Greens deputy leader Christine Milne said the dedicated funding represented the biggest single investment in renewable energy Australia has ever made.

"With a legislatively guaranteed stream of funding outside the budget, no future government will be able to undermine it without changing the legislation," she said.

The fund, which will be independent of government and run by a board of banking, investment management, clean energy and technology experts, aims to partner with business to maximise investment in the sector.

The government believes $20bn will be spent on renewable energy projects in Australia in the next decade and $100bn by 2050. "Treasury modelling shows that with a carbon price, energy from the renewables sector is projected to account for around 40 per cent of our electricity generation by 2050, a significant increase from its current level of around 10 per cent," it said yesterday.

Professor McKibbin was concerned by the scale of the package's subsidies for renewables.

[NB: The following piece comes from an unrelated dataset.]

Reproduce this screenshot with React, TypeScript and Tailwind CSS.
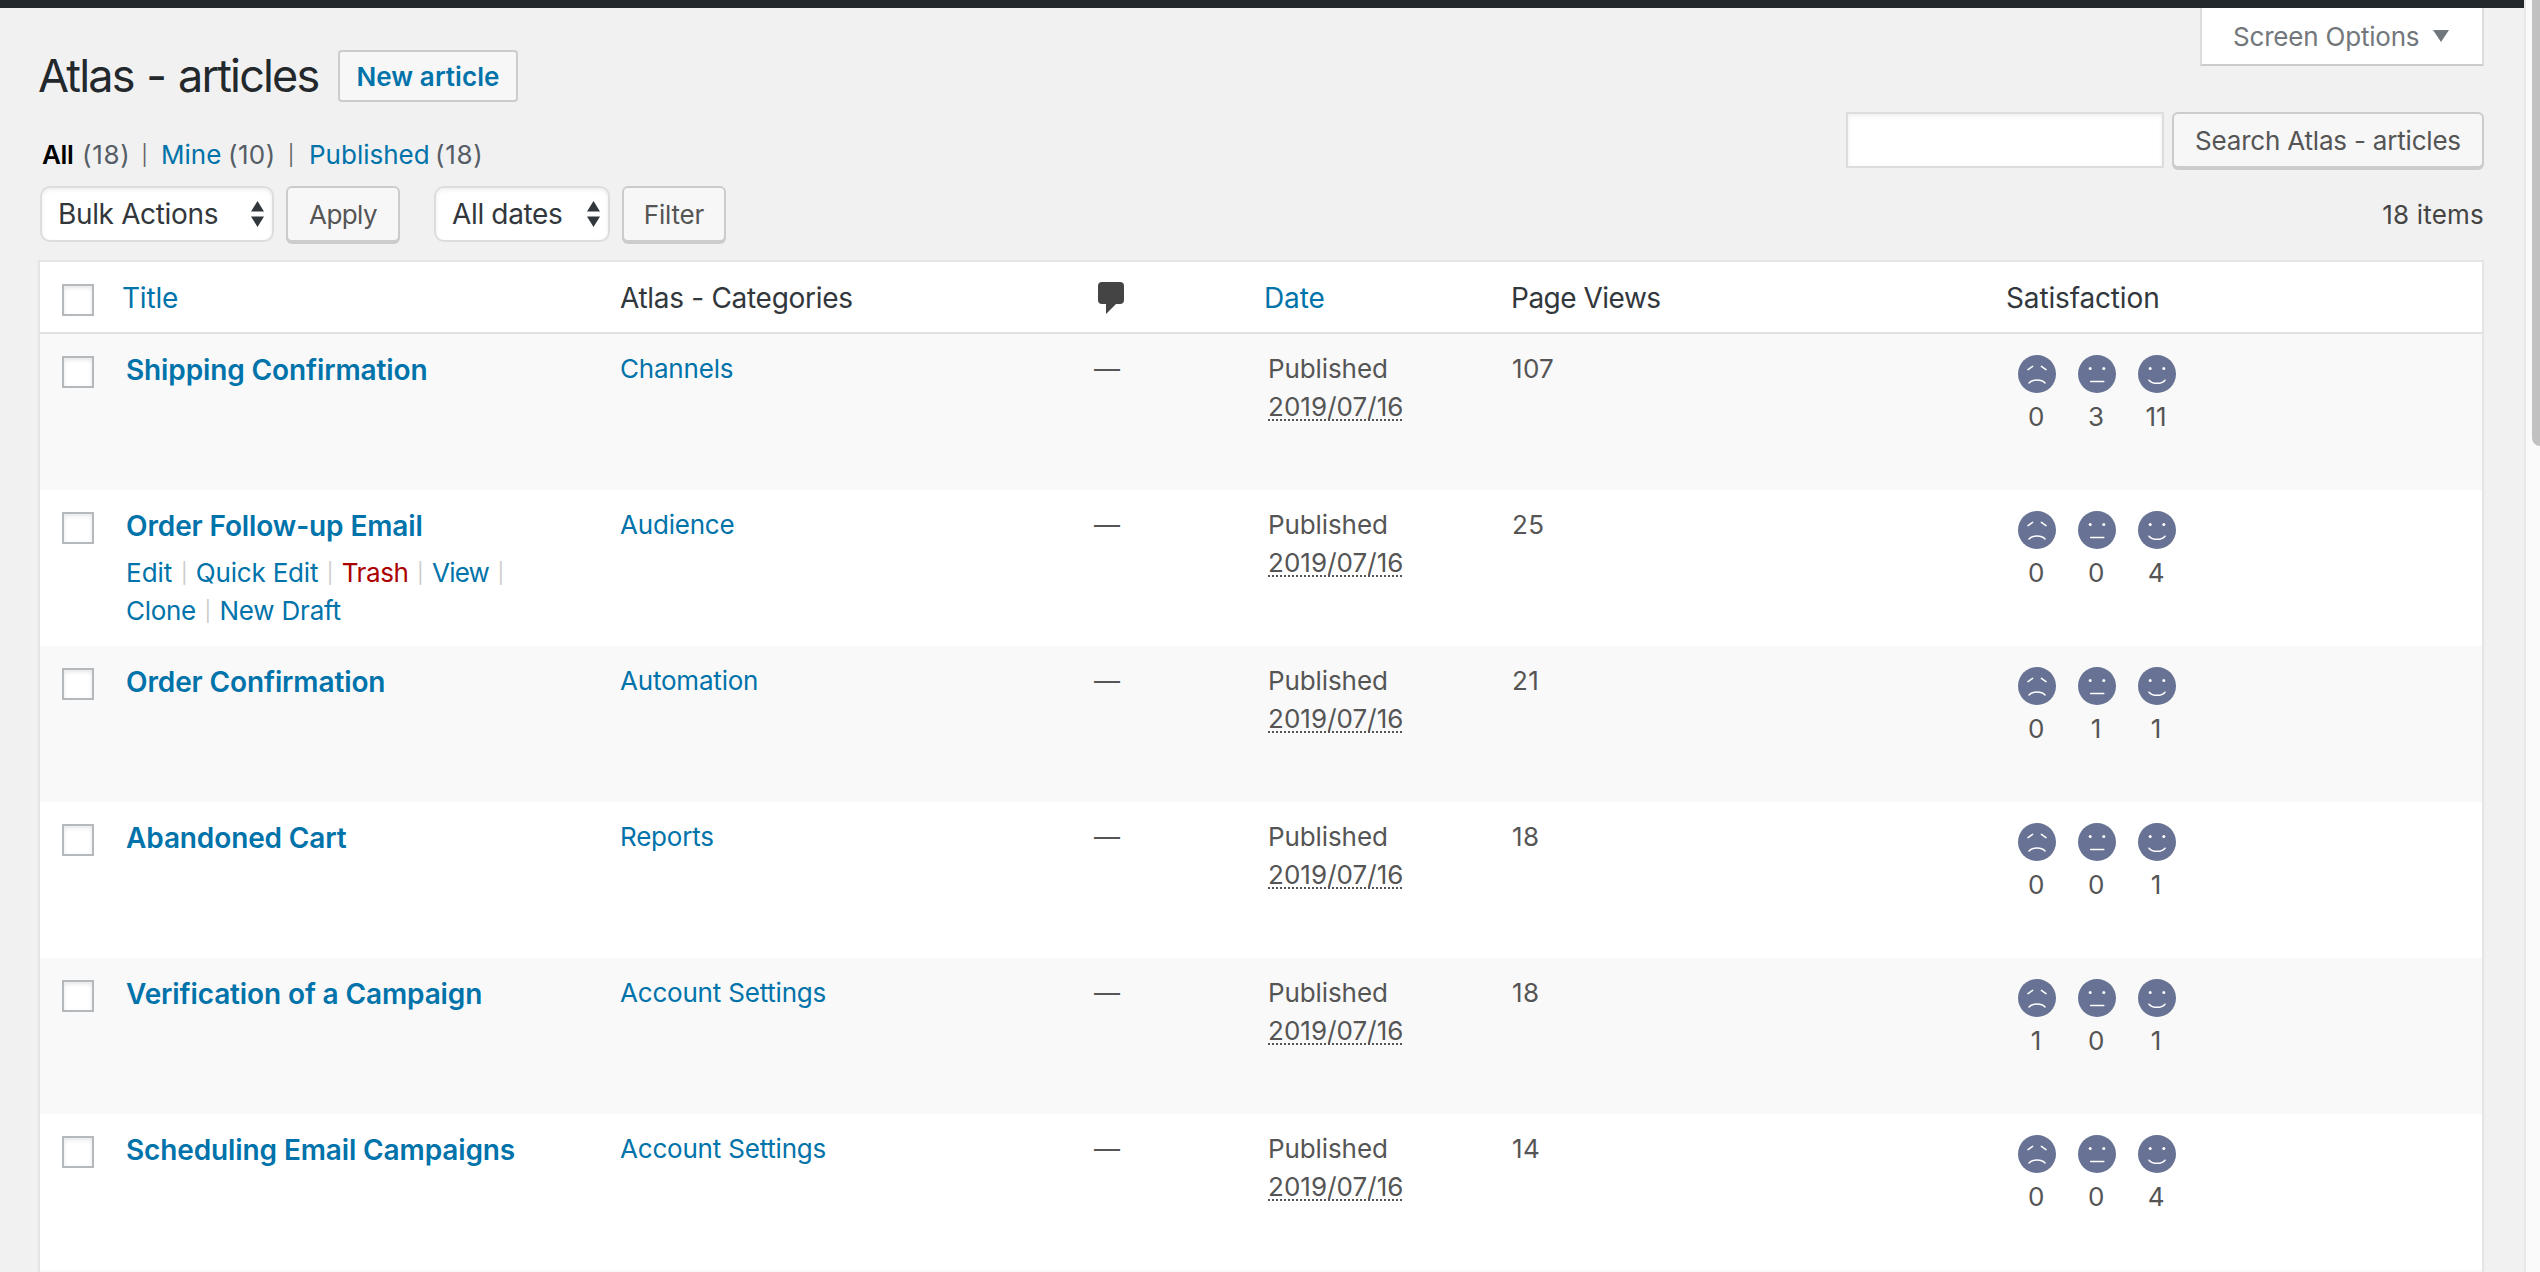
import { Fragment, type ReactNode } from "react";

type Article = {
  title: string;
  category: string;
  views: number;
  votes: [number, number, number];
  actions?: boolean;
};

const articles: Article[] = [
  { title: "Shipping Confirmation", category: "Channels", views: 107, votes: [0, 3, 11] },
  { title: "Order Follow-up Email", category: "Audience", views: 25, votes: [0, 0, 4], actions: true },
  { title: "Order Confirmation", category: "Automation", views: 21, votes: [0, 1, 1] },
  { title: "Abandoned Cart", category: "Reports", views: 18, votes: [0, 0, 1] },
  { title: "Verification of a Campaign", category: "Account Settings", views: 18, votes: [1, 0, 1] },
  { title: "Scheduling Email Campaigns", category: "Account Settings", views: 14, votes: [0, 0, 4] },
];

const columns = "grid grid-cols-[82px_498px_474px_170px_246px_494px_1fr]";

function Checkbox({ className }: { className: string }) {
  return (
    <span
      className={`block size-8 border-2 border-[#b4b9be] bg-white shadow-[inset_0_2px_4px_rgba(0,0,0,0.1)] ${className}`}
    />
  );
}

function Select({ label, className }: { label: string; className: string }) {
  return (
    <div
      className={`flex h-14 items-center justify-between rounded-[10px] border-2 border-[#ddd] bg-white pr-2 pl-4 text-[28px] leading-none tracking-[-0.35px] text-[#32373c] shadow-[inset_0_2px_4px_rgba(0,0,0,0.07)] ${className}`}
    >
      <span>{label}</span>
      <svg width="13" height="26" viewBox="0 0 13 26" fill="#32373c">
        <path d="M6.5 0 13 10.5H0zM6.5 26 0 15.5h13z" />
      </svg>
    </div>
  );
}

function Button({ children, className }: { children: ReactNode; className: string }) {
  return (
    <button
      className={`flex h-14 items-center justify-center rounded-md border-2 border-[#ccc] bg-[#f7f7f7] pt-px leading-none text-[#555] shadow-[0_2px_0_#ccc] ${className}`}
    >
      {children}
    </button>
  );
}

function Face({ mood }: { mood: number }) {
  return (
    <svg width="38" height="38" viewBox="0 0 38 38" fill="none" stroke="#fff" strokeWidth="1.5" strokeLinecap="round">
      <circle cx="19" cy="19" r="19" fill="#677294" stroke="none" />
      {mood === 0 ? (
        <path d="M10 14.6 14.6 11.4M23.4 11.4 28 14.6M11 28C14.5 24 23.5 24 27 28" />
      ) : (
        <>
          <circle cx="12.2" cy="13.6" r="1.5" fill="#fff" stroke="none" />
          <circle cx="25.8" cy="13.6" r="1.5" fill="#fff" stroke="none" />
          {mood === 1 ? <path d="M12.6 26.4H25.8" /> : <path d="M11 25.2C14.5 29.4 23.5 29.4 27 25.2" />}
        </>
      )}
    </svg>
  );
}

function ActionLinks({ labels }: { labels: [string, string][] }) {
  return (
    <div className="flex h-[38px]">
      {labels.map(([label, color], i) => (
        <Fragment key={label}>
          {i > 0 && <span className="w-[23.5px] text-center text-[20px] text-[#ccc]">|</span>}
          <span className={color}>{label}</span>
        </Fragment>
      ))}
      {labels.length > 2 && <span className="w-[23.5px] text-center text-[20px] text-[#ccc]">|</span>}
    </div>
  );
}

function Row({ article, striped }: { article: Article; striped: boolean }) {
  return (
    <div className={`${columns} h-[156px] pt-4 leading-[38px] ${striped ? "bg-[#f9f9f9]" : "bg-white"}`}>
      <Checkbox className="mt-1.5 ml-[22px]" />
      <div className="pt-px pl-1">
        <div className="text-[28px] font-semibold tracking-[-0.12px] text-[#0073aa]">{article.title}</div>
        {article.actions && (
          <div className="pt-[9px] text-[#0073aa]">
            <ActionLinks
              labels={[
                ["Edit", "tracking-normal"],
                ["Quick Edit", ""],
                ["Trash", "text-[#a00] tracking-[-0.4px]"],
                ["View", "tracking-[-0.8px]"],
              ]}
            />
            <ActionLinks
              labels={[
                ["Clone", "tracking-[-0.3px]"],
                ["New Draft", ""],
              ]}
            />
          </div>
        )}
      </div>
      <div className="text-[#0073aa]">{article.category}</div>
      <div>—</div>
      <div className="pl-1">
        <div className="tracking-[-0.1px]">Published</div>
        <div>
          <abbr className="tracking-[0.05px] underline decoration-dotted decoration-2 underline-offset-[3px] [text-decoration-skip-ink:none]">
            2019/07/16
          </abbr>
        </div>
      </div>
      <div className="pl-0.5 tracking-[0.3px]">{article.views}</div>
      <div className="flex pt-[5px] pl-[3px]">
        {article.votes.map((count, mood) => (
          <div key={mood} className="flex w-[60px] flex-col items-center">
            <Face mood={mood} />
            <span className="mt-[5px] pr-0.5">{count}</span>
          </div>
        ))}
      </div>
    </div>
  );
}

export default function App() {
  return (
    <div className="flex h-[1272px] w-[2540px] overflow-hidden bg-[#f1f1f1] font-['Inter','Liberation_Sans',sans-serif] text-[26px] tracking-[-0.2px] text-[#555]">
      <div className="w-[2524px] shrink-0">
        <div className="h-2 bg-[#23282d]" />
        <div className="pr-10 pl-[38px]">
          <div className="flex h-[178px] items-start justify-between">
            <div className="pt-[42px]">
              <div className="flex h-[52px] items-center gap-[18px]">
                <h1 className="w-[282px] text-[45px] leading-[50px] tracking-[-1.85px] [word-spacing:2px] whitespace-nowrap text-[#23282d]">
                  Atlas - articles
                </h1>
                <button className="flex h-[52px] w-[180px] items-center justify-center rounded-sm border-2 border-[#ccc] bg-[#f7f7f7] pt-px leading-none font-semibold tracking-[0.1px] text-[#0073aa]">
                  New article
                </button>
              </div>
              <div className="mt-[34px] flex pl-1 leading-[38px] tracking-normal">
                <span className="w-10 font-semibold tracking-[-0.3px] text-black">All</span>
                <span className="w-[50px] tracking-[0.7px] text-[#555d66]">(18)</span>
                <span className="mr-1 w-[25px] text-center text-[20px] text-[#666]">|</span>
                <span className="w-[67px] text-[#0073aa]">Mine</span>
                <span className="w-[50px] tracking-[0.4px] text-[#555d66]">(10)</span>
                <span className="mr-[5px] w-[26px] text-center text-[20px] text-[#666]">|</span>
                <span className="w-[126px] text-[#0073aa]">Published</span>
                <span className="tracking-[0.7px] text-[#555d66]">(18)</span>
              </div>
            </div>
            <div className="flex flex-col items-end">
              <div className="flex h-[58px] w-[284px] items-center gap-3.5 border-2 border-t-0 border-[#ddd] border-b-[#ccc] bg-white pl-[31px] leading-none text-[#72777c]">
                <span className="pt-0.5">Screen Options</span>
                <svg width="16" height="12" viewBox="0 0 16 12" fill="#72777c">
                  <path d="M0 0h16L8 12z" />
                </svg>
              </div>
              <div className="mt-[46px] flex gap-2">
                <input className="h-14 w-[318px] border-2 border-[#ddd] bg-white shadow-[inset_0_2px_4px_rgba(0,0,0,0.07)]" />
                <Button className="w-[312px]">Search Atlas - articles</Button>
              </div>
            </div>
          </div>

          <div className="flex h-14 items-center pl-0.5">
            <Select label="Bulk Actions" className="w-[234px]" />
            <Button className="ml-3 w-[114px] tracking-[-0.6px]">Apply</Button>
            <Select label="All dates" className="ml-[34px] w-[176px]" />
            <Button className="ml-3 w-[104px]">Filter</Button>
            <span className="ml-auto pt-px tracking-[0.2px] text-[#444]">18 items</span>
          </div>

          <div className="mt-[18px] h-[1100px] border-2 border-[#e5e5e5] bg-[#f9f9f9] shadow-[0_2px_2px_rgba(0,0,0,0.04)]">
            <div
              className={`${columns} h-[72px] items-center border-b-2 border-[#e1e1e1] bg-white pt-px text-[28px] leading-none tracking-[-0.3px] text-[#32373c]`}
            >
              <Checkbox className="mt-[5px] ml-[22px]" />
              <div className="tracking-[-0.2px] text-[#0073aa]">Title</div>
              <div>Atlas - Categories</div>
              <svg className="ml-1" width="26" height="32" viewBox="0 0 26 32" fill="#444">
                <path d="M4 0H22a4 4 0 0 1 4 4V18a4 4 0 0 1-4 4H18L8 32V22H4a4 4 0 0 1-4-4V4a4 4 0 0 1 4-4z" />
              </svg>
              <div className="tracking-[-0.1px] text-[#0073aa]">Date</div>
              <div className="pl-px tracking-[-0.5px]">Page Views</div>
              <div className="pl-0.5 tracking-[-0.15px]">Satisfaction</div>
            </div>
            {articles.map((article, i) => (
              <Row key={article.title} article={article} striped={i % 2 === 0} />
            ))}
          </div>
        </div>
      </div>
      <div className="flex w-4 shrink-0 justify-end border-l-2 border-[#e8e8e8] bg-[#fafafa]">
        <div className="h-[446px] w-2 rounded-bl-lg bg-[#c1c1c1]" />
      </div>
    </div>
  );
}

"We know from the Productivity Comission report that that is a very high cost way of reducing carbon per unit . . . it has to be done in a way that is very carefully managed," he said.

"I would prefer that the carbon price system itself generates enough incentives."



1. Bernie Fraser achieved some celebrity in Australia for his role in promoting superannuation funds with the tag line "It's the super of the future", uttered in a distinctive monotone.
2. I've already linked to The Australian, I refuse to have links to two sites from the dark side in one post ;-).

2 comments:

Robin Johnson's Economics Web Page said...

Its always pleasing to see what careers ex-All Blacks like Bernie Frazer have.

Meryem said...

I hope these environment saving measures will yield some results for the local community. And thereafter adopted by other countries as a model program.